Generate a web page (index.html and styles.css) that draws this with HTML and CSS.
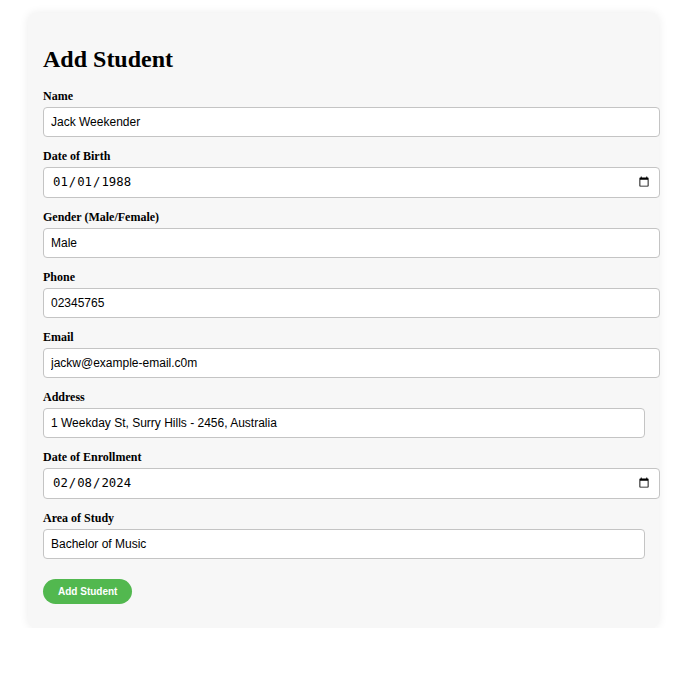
FILE: index.html
```html
<!DOCTYPE html>
<html lang="en">
<head>
<meta charset="utf-8">
<title>Add Student</title>
<link rel="stylesheet" href="styles.css">
</head>
<body>
<div class="card">
  <h2 class="title">Add Student</h2>
  <form class="form">
    <label class="label" for="name">Name</label>
    <input class="field" id="name" type="text" value="Jack Weekender">

    <label class="label" for="dob">Date of Birth</label>
    <input class="field date" id="dob" type="date" value="1988-01-01">

    <label class="label" for="gender">Gender (Male/Female)</label>
    <input class="field" id="gender" type="text" value="Male">

    <label class="label" for="phone">Phone</label>
    <input class="field" id="phone" type="text" value="02345765">

    <label class="label" for="email">Email</label>
    <input class="field" id="email" type="text" value="jackw@example-email.c0m">

    <label class="label" for="address">Address</label>
    <input class="field narrow" id="address" type="text" value="1 Weekday St, Surry Hills - 2456, Australia">

    <label class="label" for="enrol">Date of Enrollment</label>
    <input class="field date" id="enrol" type="date" value="2024-02-08">

    <label class="label" for="study">Area of Study</label>
    <input class="field narrow" id="study" type="text" value="Bachelor of Music">

    <button class="btn" type="button">Add Student</button>
  </form>
</div>
</body>
</html>
```

FILE: styles.css
```css
html, body {
  margin: 0;
  padding: 0;
  background: #ffffff;
}

body {
  font-family: "Liberation Serif", "Times New Roman", serif;
  color: #000;
}

.card {
  width: 601px;
  margin: 13px 0 0 28px;
  padding: 15px 15px 15px 15px;
  background: #f7f7f7;
  border-radius: 8px;
  box-shadow: 0 0 10px rgba(0, 0, 0, 0.08);
}

.title {
  margin: 17px 0 16px;
  font-size: 24px;
  line-height: 28px;
  font-weight: bold;
}

.form {
  display: flex;
  flex-direction: column;
  align-items: flex-start;
}

.label {
  display: block;
  font-size: 12px;
  line-height: 14px;
  font-weight: bold;
  margin-bottom: 4px;
}

.field {
  box-sizing: border-box;
  width: 617px;
  height: 30px;
  margin: 0 0 12px;
  padding: 7px;
  border: 1px solid #c4c4c4;
  border-radius: 4px;
  background: #fff;
  font-family: "Liberation Sans", Arial, sans-serif;
  font-size: 12px;
  line-height: 14px;
  color: #000;
}

.field.narrow {
  width: 602px;
}

.field.date {
  height: 31px;
  padding: 6px 7px 6px 8px;
  font-family: "DejaVu Sans Mono", "Liberation Mono", monospace;
  font-size: 12.3px;
}

.btn {
  margin: 8px 0 9px;
  height: 25px;
  padding: 0 15px;
  border: none;
  border-radius: 13px;
  background: #52b84f;
  color: #fff;
  font-family: "Liberation Sans", Arial, sans-serif;
  font-size: 10px;
  font-weight: bold;
  cursor: pointer;
}
```
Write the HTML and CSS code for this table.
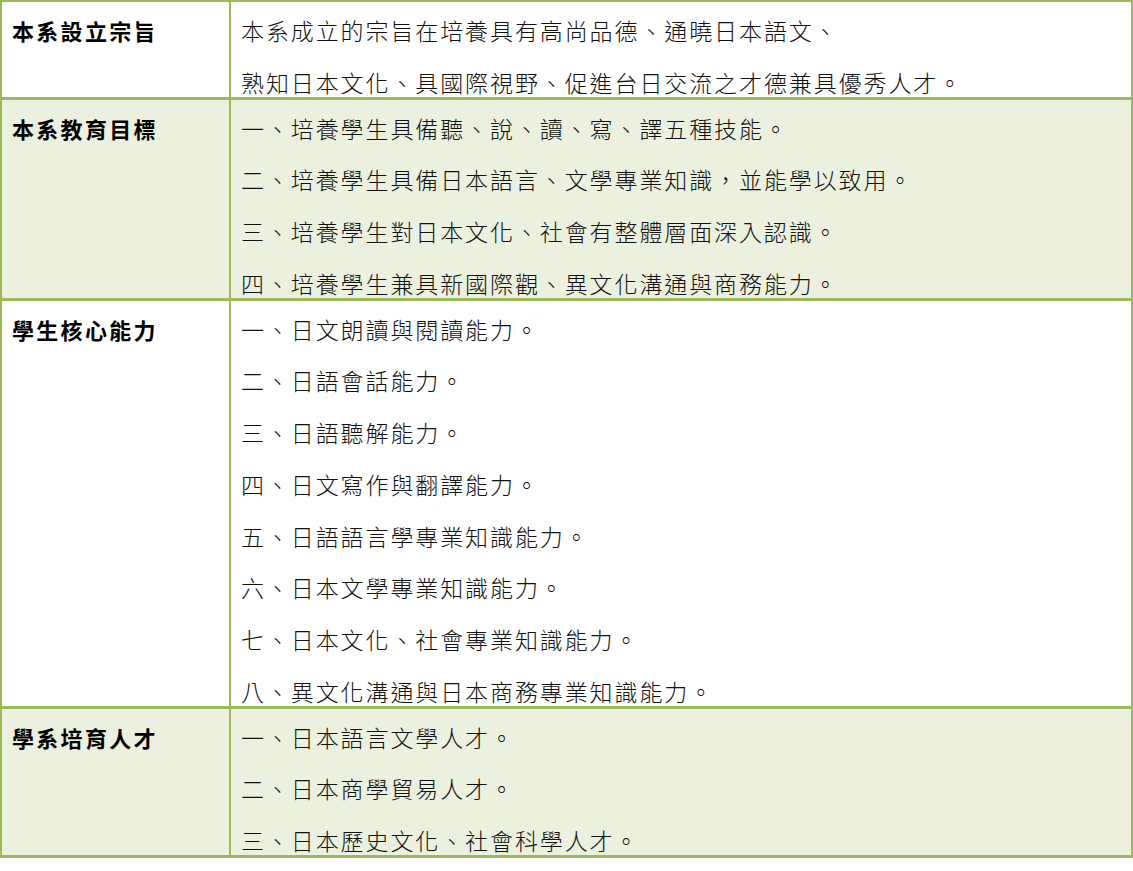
────
• _Goal_
Write the entries above out again exactly, but not the pictures.

• _Answer to this problem_
Generate a web page (index.html and styles.css) that draws this with HTML and CSS.
FILE: index.html
```html
<!DOCTYPE html>
<html lang="en">
<head>
<meta charset="utf-8">
<title>Add Student</title>
<link rel="stylesheet" href="styles.css">
</head>
<body>
<div class="card">
  <h2 class="title">Add Student</h2>
  <form class="form">
    <label class="label" for="name">Name</label>
    <input class="field" id="name" type="text" value="Jack Weekender">

    <label class="label" for="dob">Date of Birth</label>
    <input class="field date" id="dob" type="date" value="1988-01-01">

    <label class="label" for="gender">Gender (Male/Female)</label>
    <input class="field" id="gender" type="text" value="Male">

    <label class="label" for="phone">Phone</label>
    <input class="field" id="phone" type="text" value="02345765">

    <label class="label" for="email">Email</label>
    <input class="field" id="email" type="text" value="jackw@example-email.c0m">

    <label class="label" for="address">Address</label>
    <input class="field narrow" id="address" type="text" value="1 Weekday St, Surry Hills - 2456, Australia">

    <label class="label" for="enrol">Date of Enrollment</label>
    <input class="field date" id="enrol" type="date" value="2024-02-08">

    <label class="label" for="study">Area of Study</label>
    <input class="field narrow" id="study" type="text" value="Bachelor of Music">

    <button class="btn" type="button">Add Student</button>
  </form>
</div>
</body>
</html>
```

FILE: styles.css
```css
html, body {
  margin: 0;
  padding: 0;
  background: #ffffff;
}

body {
  font-family: "Liberation Serif", "Times New Roman", serif;
  color: #000;
}

.card {
  width: 601px;
  margin: 13px 0 0 28px;
  padding: 15px 15px 15px 15px;
  background: #f7f7f7;
  border-radius: 8px;
  box-shadow: 0 0 10px rgba(0, 0, 0, 0.08);
}

.title {
  margin: 17px 0 16px;
  font-size: 24px;
  line-height: 28px;
  font-weight: bold;
}

.form {
  display: flex;
  flex-direction: column;
  align-items: flex-start;
}

.label {
  display: block;
  font-size: 12px;
  line-height: 14px;
  font-weight: bold;
  margin-bottom: 4px;
}

.field {
  box-sizing: border-box;
  width: 617px;
  height: 30px;
  margin: 0 0 12px;
  padding: 7px;
  border: 1px solid #c4c4c4;
  border-radius: 4px;
  background: #fff;
  font-family: "Liberation Sans", Arial, sans-serif;
  font-size: 12px;
  line-height: 14px;
  color: #000;
}

.field.narrow {
  width: 602px;
}

.field.date {
  height: 31px;
  padding: 6px 7px 6px 8px;
  font-family: "DejaVu Sans Mono", "Liberation Mono", monospace;
  font-size: 12.3px;
}

.btn {
  margin: 8px 0 9px;
  height: 25px;
  padding: 0 15px;
  border: none;
  border-radius: 13px;
  background: #52b84f;
  color: #fff;
  font-family: "Liberation Sans", Arial, sans-serif;
  font-size: 10px;
  font-weight: bold;
  cursor: pointer;
}
```
Write the HTML and CSS code for this table.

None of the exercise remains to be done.